While it’s a paradox that welcoming outsiders and trying out hybrids is a survival tactic for a deeply local tradition, that’s a fact of life for present-day New Orleans.
At Carnegie Hall, the Preservation Hall Jazz Band showed how easily it could hop from era to era. It could work like a rhythm-and-blues horn section or a tightly arranged little big band if need be, but it could also switch back into the polyphonic glories of vintage New Orleans jazz, in which nearly every instrument seems to improvise around the tune at the same time.
That’s what the band did on its own, in standards like “Bourbon Street Parade” (sung by its trumpeter, Mark Braud) — and, even more exuberantly, backing excerpts from
the Trey McIntyre Project’s dance suite “Ma Maison,” with members in skeleton masks and harlequin costumes. The band also brought a New Orleans shimmy and wink to some of its guests: Tiffany Lamson of the Louisiana band
Givers with “Just a Closer Walk With Thee,” and Ms. Garbus belting “Careless Love.”
The band was more somber for a doleful version of “St. James Infirmary” sung by Jim James of My Morning Jacket; the song then turned upbeat for a return of the dancers. For Mr. Earle’s “This City,” a tribute to New Orleans, the band deferred to his roots rock. But there was a dialogue between traditions when Mr. McCoury’s bluegrass band shared songs with Preservation Hall; clarinet and fiddle traded solos that stayed true to their own idioms, while the rhythm meshed.

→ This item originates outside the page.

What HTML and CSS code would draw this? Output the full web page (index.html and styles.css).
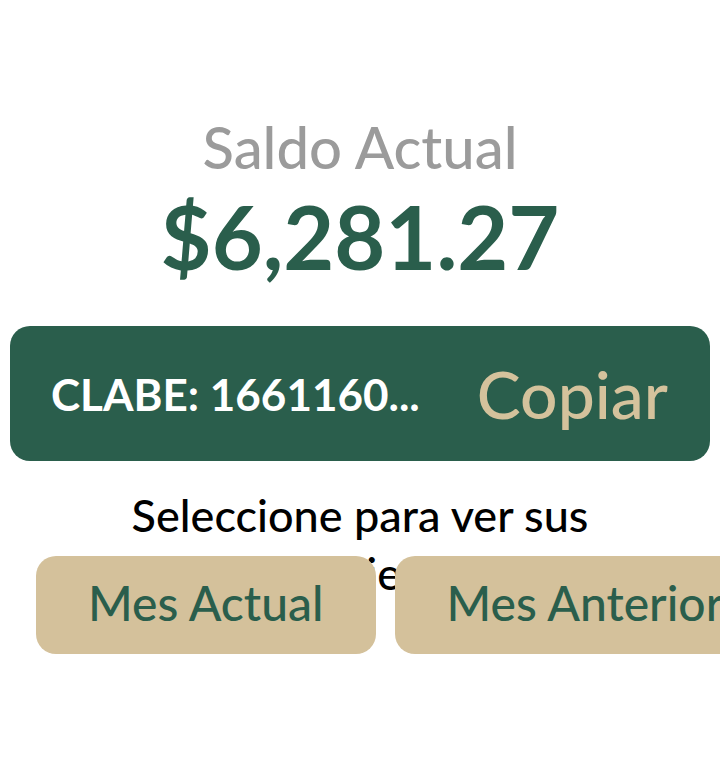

A big finale filled the stage as the Blind Boys of Alabama; Mr. McCoury; and Preservation Hall’s saxophonist, Clint Maedgen took turns singing the gospel standard “I’ll Fly Away” backed by the night’s full roster. But after the guests cleared away, the Preservation Hall Jazz Band returned along with teenaged musicians from its Preservation Hall Junior Jazz Band, whose members get lessons from the elder band Musical Outreach. They played — of course — “When the Saints Go Marching In,” with an old-fashioned polyphonic swagger that promised continuity for another New Orleans generation.